SPRINGFIELD, Mo. After celebrating our nation's birthday in Marshfield in 1991, President George H.W. Bush and his wife Barbara returned to the Springfield airport to leave on Air Force One when a group of about 40 members from the Confederate Air Force and the Air and Military Museum of the Ozarks greeted him with a much smaller plane with a much bigger significance to the President.
It was one of only five remaining Stearman biplane's that Bush had trained in when he became a Navy airman during World War II.
Having entered the service at age 18, Bush was one of the youngest aviator's in the war, and he survived being shot down in 1944 when he was rescued from the water by a submarine.
Bush had always been proud of his military service, and the sight of that Stearman on the runway in Springfield got his attention.
Bob Faenger and his wife Jacque were among the locals there to witness the reunion.
"He pretty much ran over to it," Bob recalled with a laugh. "There were some little steps to get in the cockpit and he jumped up and looked in."
"Just seeing the smile on his face, it must have brought back a lot of memories for him," added Jacque. "And he said, 'Barbara, see? I told you I flew this airplane!' And she said, 'I know, I know'. It just seemed funny. They seemed like real people."
The group also included Boxcar Willie, an Air Force veteran, and Dave and Jody Corsaut of Greenfield, who owned the plane.
"Mrs. Corsaut wanted to give Barbara a stuffed rabbit and she handed it out to her," Bob remembered. "But the Secret Service came on pretty fast."

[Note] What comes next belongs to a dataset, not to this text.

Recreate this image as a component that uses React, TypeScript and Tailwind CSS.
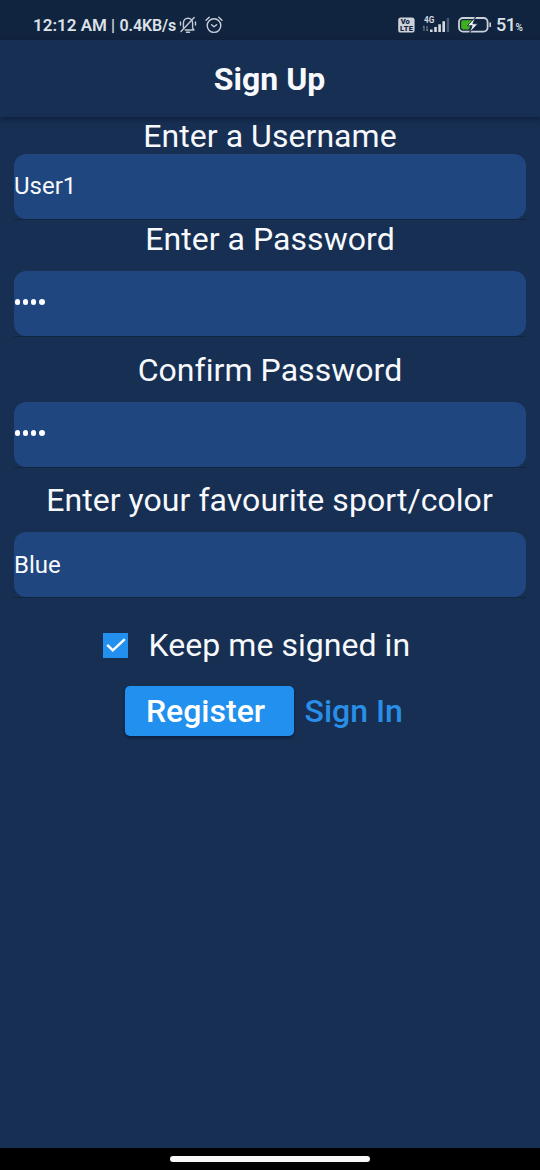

Barbara did keep the gift though and the people who got to meet the president and his wife that day felt they got a gift as well.
"I think he really appreciated the members going through all that to bring it to him," Jacque said. "It was just a fantastic feeling that they would take time for our little group to make us matter."
That group lives on through the Air and Military Museum of the Ozarks located at 2305 East Kearney where history from all branches of the military is on display. The facility includes over 5,000 items from uniforms to jeeps to helicopters and planes. The museum is celebrating its 30th birthday this year and is open from 12 p.m.-4 p.m. Tuesday-Saturday with group trips available by appointment. Admission is $5 for adults, $3 for children ages 6-11, and those age 5-and-under get in for free.
"Our motto is education for the public and keeping history alive," Bob said.